In case you are wondering, fragments are imported verbatim, and any SSIs they might contain are passed along as HTML comments. Assume we defined header.htmlf to be the following two-line fragment:
<P>This is the header.</P> <!--#printenv -->
If this fragment were retrieved directly through Apache, the #printenv SSI would print the current list of environment variables. But since header.htmlf is imported via a #include SSI, the #printenv function is sent to the user's browser uninterpreted. This might seem unnecessary, until you consider that allowing SSIs inside of included files might lead to infinite loops or other unexpected results.
One of the more interesting recent additions to server-side includes is a limited programming language allowing for the setting and testing of variables.
Setting variables is fairly simple; you can do it with the following syntax:
<!--#set var="varname" value="value" -->
You can see the results with #echo (for a specific list of variables) or #printenv (for all defined variables), as in the following example:
<HTML> <Head><Title>Setting variables</Title></Head> <!--#set var="pi" value="3.14159" --> <pre><!--#printenv --></pre> <P>pi = <!--#echo var="pi" --></P> <HR> <!--#set var="e" value="2.71828" --> <pre><!--#printenv --></pre> <P>e = <!--#echo var="e" --></P> </Body> </HTML>The above example also demonstrates how SSIs are interpreted in the same order as they appear in the file. The output from #printenv changes after each variable setting.
Setting variables is useful when used in conjunction with if-then statements. These statements can be used to create conditional text within HTML files without having to use CGI programs. The syntax is rather simple, for example:
<!--#if expr="$SERVER_PORT=80" --> <P>You are using server port 80</P> <!--#else --> <P>You are using a non-standard server port</P> <!--#endif -->
Note that the variable name in an #if statement must be preceded by a dollar sign, much as with shell scripts. The #else statement is optional, but the #endif is mandatory, indicating the end of the conditional text.
You can even perform pattern-matching within variables, using regular expressions, as in the following:
<HTML> <Head><Title>Browser check</Title></Head> <!--#if expr="$HTTP_USER_AGENT = /^Mozilla/" --> <P>You are using Netscape</P> <!--#else --> <P>You are using another browser</P> <!--#endif --> </Body> </HTML>
If the value of HTTP_USER_AGENT (normally set to a string identifying the user's browser) is set to
Mozilla/4.04 [en] (X11; I; Linux 2.0.30 i586; Nav)as is the case on my system, the above will evaluate to “true”, and thus print the first string. Otherwise, it will print the second string. In this way, you can create menus customized for each browser. For instance, you could make life easier for users of Lynx (a text-only browser) by giving them a separate menu structure that does not rely on images.

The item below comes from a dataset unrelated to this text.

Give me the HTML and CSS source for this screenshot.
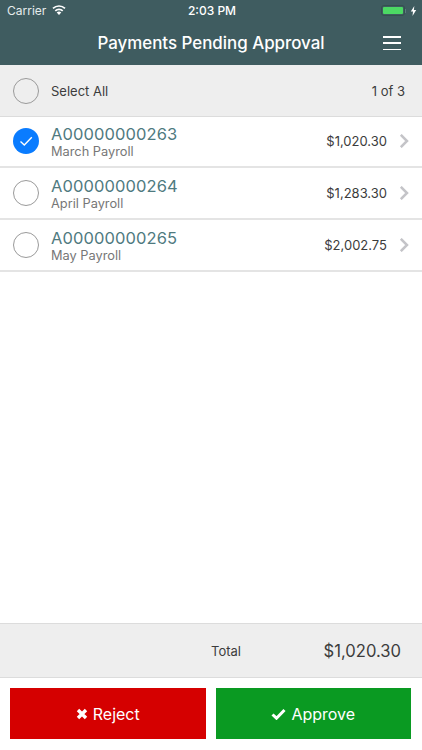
FILE: index.html
```html
<!DOCTYPE html>
<html lang="en">
<head>
<meta charset="utf-8">
<title>Payments Pending Approval</title>
<link rel="stylesheet" href="styles.css">
</head>
<body>
<div class="app">
  <header class="top">
    <div class="status">
      <div class="status-left">
        <span>Carrier</span>
        <svg class="wifi" viewBox="0 0 14 10" width="14" height="10"><path d="M7 10 4.700 7.500a3.300 3.300 0 0 1 4.600 0Z" fill="#fff"/><path d="M3.300 5.900a5.300 5.300 0 0 1 7.400 0" fill="none" stroke="#fff" stroke-width="1.700"/><path d="M1 3.400a8.700 8.700 0 0 1 12 0" fill="none" stroke="#fff" stroke-width="1.700"/></svg>
      </div>
      <div class="status-time">2:03 PM</div>
      <div class="status-right">
        <span class="battery"><span class="battery-fill"></span></span>
        <span class="battery-nub"></span>
        <svg class="bolt" viewBox="0 0 6 10" width="7" height="10"><path d="M3.800 0 0.300 5.600h2.200L2 10l3.700-6H3.400Z" fill="#fff"/></svg>
      </div>
    </div>
    <div class="nav">
      <h1 class="nav-title">Payments Pending Approval</h1>
      <button class="menu" aria-label="Menu"><span></span><span></span><span></span></button>
    </div>
  </header>

  <div class="select-row">
    <span class="radio"></span>
    <span class="select-label">Select All</span>
    <span class="count">1 of 3</span>
  </div>

  <ul class="list">
    <li class="row">
      <span class="radio checked"><svg viewBox="0 0 26 26" width="26" height="26"><path d="M7.500 13.500 11.300 17 18.800 9.200" fill="none" stroke="#fff" stroke-width="1.400"/></svg></span>
      <div class="row-text"><div class="row-id">A00000000263</div><div class="row-name">March Payroll</div></div>
      <span class="amount">$1,020.30</span>
      <svg class="chev" viewBox="0 0 10 14" width="10" height="14"><path d="M1.800 0.800 8 7 1.800 13.200" fill="none" stroke="#c4c4c8" stroke-width="2.500"/></svg>
    </li>
    <li class="row">
      <span class="radio"></span>
      <div class="row-text"><div class="row-id">A00000000264</div><div class="row-name">April Payroll</div></div>
      <span class="amount">$1,283.30</span>
      <svg class="chev" viewBox="0 0 10 14" width="10" height="14"><path d="M1.800 0.800 8 7 1.800 13.200" fill="none" stroke="#c4c4c8" stroke-width="2.500"/></svg>
    </li>
    <li class="row">
      <span class="radio"></span>
      <div class="row-text"><div class="row-id">A00000000265</div><div class="row-name">May Payroll</div></div>
      <span class="amount">$2,002.75</span>
      <svg class="chev" viewBox="0 0 10 14" width="10" height="14"><path d="M1.800 0.800 8 7 1.800 13.200" fill="none" stroke="#c4c4c8" stroke-width="2.500"/></svg>
    </li>
  </ul>

  <div class="total">
    <span class="total-label">Total</span>
    <span class="total-value">$1,020.30</span>
  </div>

  <div class="actions">
    <button class="btn reject"><svg viewBox="0 0 12 12" width="12" height="12"><path d="M2 2 10 10M10 2 2 10" fill="none" stroke="#fff" stroke-width="3.400"/></svg>Reject</button>
    <button class="btn approve"><svg viewBox="0 0 15 12" width="15" height="12"><path d="M1.500 6.500 5.500 10.200 13.500 2" fill="none" stroke="#fff" stroke-width="3"/></svg>Approve</button>
  </div>
</div>
</body>
</html>
```
FILE: styles.css
```css
* { box-sizing: border-box; }
html, body { margin: 0; padding: 0; background: #fff; }
body { font-family: Inter, "Liberation Sans", sans-serif; color: #3a3a3a; }
.app { width: 422px; height: 750px; display: flex; flex-direction: column; overflow: hidden; }

.top { height: 65px; background: #3f5c60; color: #fff; flex: none; }
.status { height: 21px; display: grid; grid-template-columns: 1fr auto 1fr; align-items: center; padding: 0 5px 0 7px; font-size: 12px; }
.status-left { display: flex; align-items: center; gap: 6px; color: #e6ecec; font-size: 12px; }
.wifi { margin-top: -2px; }
.status-time { font-weight: 500; font-size: 12px; }
.status-right { display: flex; justify-content: flex-end; align-items: center; }
.battery { width: 24px; height: 11px; border: 1px solid #35504f; border-radius: 3px; padding: 1px; display: block; }
.battery-fill { display: block; height: 100%; background: #4cd964; border-radius: 1px; }
.battery-nub { width: 1.500px; height: 4px; background: #5c7b7d; margin-right: 4px; }
.nav { height: 44px; position: relative; display: flex; align-items: center; justify-content: center; }
.nav-title { margin: 0; font-size: 16.900px; font-weight: 500; letter-spacing: 0; color: #fff; }
.menu { position: absolute; right: 21px; top: 15px; width: 18px; height: 14px; padding: 0; border: 0; background: none; display: flex; flex-direction: column; justify-content: space-between; }
.menu span { display: block; height: 1.500px; width: 18px; background: #fff; }

.select-row { height: 51px; flex: none; position: relative; background: #eeeeee; box-shadow: 0 1px 0 #dcdcdc; display: flex; align-items: center; padding: 1px 17px 0 13px; }
.select-label { margin-left: 12px; font-size: 13px; color: #3c3c3c; flex: 1; }
.count { font-size: 13px; color: #3c3c3c; }
.radio { width: 26px; height: 26px; border-radius: 50%; border: 1px solid #9a9a9a; flex: none; display: block; }
.radio.checked { background: #0a7cff; border: 0; }
.radio.checked svg { display: block; }

.list { list-style: none; margin: 0; padding: 0; flex: 1; }
.row { height: 52px; border-bottom: 2px solid #e4e4e4; display: flex; align-items: center; padding: 0 13px; }
.row-text { margin-left: 12px; flex: 1; padding-top: 3px; }
.row-id { font-size: 16.500px; line-height: 19px; color: #4f7a7f; letter-spacing: 0.1px; }
.row-name { font-size: 12.800px; line-height: 16px; color: #777; }
.amount { font-size: 13px; color: #3c3c3c; }
.chev { margin-left: 12px; flex: none; }

.total { height: 55px; flex: none; background: #eeeeee; border-top: 1px solid #dcdcdc; border-bottom: 1px solid #dcdcdc; display: flex; align-items: center; padding: 0 21px 0 211px; }
.total-label { font-size: 13px; flex: 1; color: #3c3c3c; }
.total-value { font-size: 16.600px; color: #3c3c3c; }

.actions { height: 72px; flex: none; display: flex; gap: 10px; padding: 10px 11px 11px 10px; }
.btn { flex: 1; height: 51px; border: 0; color: #fff; font-family: inherit; font-size: 16px; display: flex; align-items: center; justify-content: center; gap: 5px; padding: 0; }
.reject { background: #d50000; }
.approve { background: #0a9a22; }
```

Server-side includes do not solve all problems—but what software does? Rather, SSIs were created so that non-programmers could create dynamic output. Over time, they have expanded to the point where they can now include conditional statements, which are a first step toward actual programming. As we have seen, though, programmers can benefit from many of SSI's features, especially when it comes to including simple information inside of pages of HTML, such as standard headers or a file's last modification date.
There are a number of other commands available from within SSIs, including #exec, which allows you to run a program and incorporate its output into a page of HTML. (You can also use #include to bring in the output from a CGI program, even if you use IncludesNOEXEC rather than Includes in the Apache configuration.)
In some cases, though, such simple server-side includes might not be enough. Over the next few months, we will look at several software packages that take the idea of server-side includes one step further, making a complete programming language available inside of HTML files without the need for CGI programs.